No wonder we need transits, which in the case of an Earth-sized planet in front of a Sun-sized star, diminish the star’s light by about one twelve-thousandth. A tiny effect, but more than enough to measure and analyze. The paper, a significant one, is Pallé et al., “Earth’s transmission spectrum from lunar eclipse observations,” Nature 459 (11 June 2009), pp. 814-816 (abstract).
by Paul Gilster | Jun 11, 2009 | Exoplanetary Science |
Gravitational microlensing has been actively employed in the search for MACHOs (Massive Astrophysical Compact Halo Objects) in the galactic halo, although with ambiguous results. The idea here is to find large, dark objects by detecting the microlensing effects they produce on stars behind them. While these dark matter studies have looked toward the Large Magellanic Cloud, we are using the same technique elsewhere in the planet hunt, finding that exoplanets can magnify the light of stars behind them in the galactic bulge, producing a clear detection.
Remember, for this kind of work, you want a dense background field of stars because the alignment needed for microlensing is obviously rare. The Magellanics are ideal, as is the galactic bulge, and so, for that matter, is M31, the Andromeda galaxy.
And if our early exoplanet work, relying on radial velocity and transit methods, has naturally produced large planets in the Jupiter class, microlensing can be quite effective at smaller scales. Now a new paper examines yet another benefit of the technique, that it works better at large distances from the source star, giving us the chance to detect planetary systems not only here in the Milky Way but in other galaxies as well.
The paper, by Gabriele Ingrosso (INFN, Italy) and colleagues, notes that at these distances, only giant stars with large radii can produce detectable microlensing events. The work is tricky because the source stars cannot be resolved by ground-based telescopes. ‘Pixel lensing’ is the name used for gravitational microlensing in such situations, and applied successfully, it can tell us much about the distribution of matter in a galaxy like M31, showing us its own dark halo objects as they cause microlensing of starlight in the background disk.
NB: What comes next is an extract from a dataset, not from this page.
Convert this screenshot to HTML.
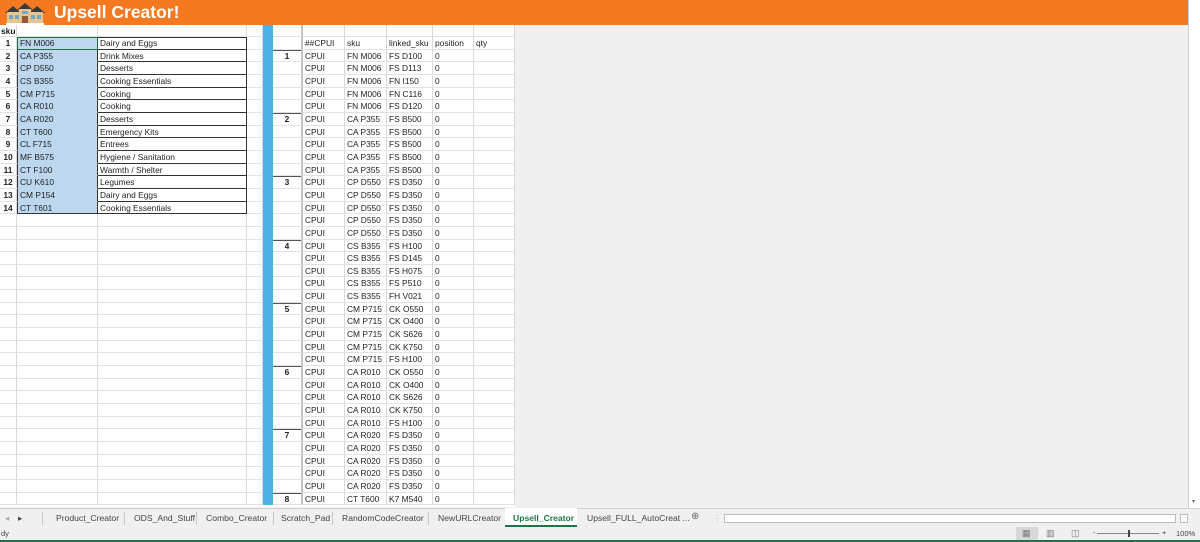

Image: The M31 galaxy may be offering up evidence of planets in its halo, if pixel lensing data can be correctly interpreted. Credit: Space Telescope Science Institute.
In fact, there have been a small number of microlensing events already detected towards M31 by two different collaborations, and planets may well be in the mix. Note this from the paper, which explains how exoplanet discoveries tie in with ongoing work on compact dark matter objects in the galactic halo (I’ve deleted internal references for brevity):
…new observational campaigns towards M31 have been undertaken… and hopefully a few planets might be detected in the future, providing a better statistics on the masses and orbital radii of extrasolar planets. It is in fact expected, and supported by observations and numerical simulations, that almost any star has at least a planet orbiting around it… In other words… the rate of single lens events towards M31 may suffer of a strong contamination of binary lensing events, most of which are expected to be due to extrasolar planets.
Planets in Andromeda? The mind boggles at the thought of detecting such, not that we don’t assume they’re present, but who would have believed our technology capable of such a reach? One anomalous pixel-lensing event has already turned up, possibly indicating a planet some six times as massive as Jupiter. It’s too early to claim a planet in Andromeda’s halo, but the candidate event labeled PA-99-N2 looks suspiciously like one, and pixel lensing itself seems destined to flag more.
The paper is Ingrosso et al., “Pixel-lensing as a way to detect extrasolar planets in M31,” accepted for publication in Monthly Notices of the Royal Astronomical Society and available online.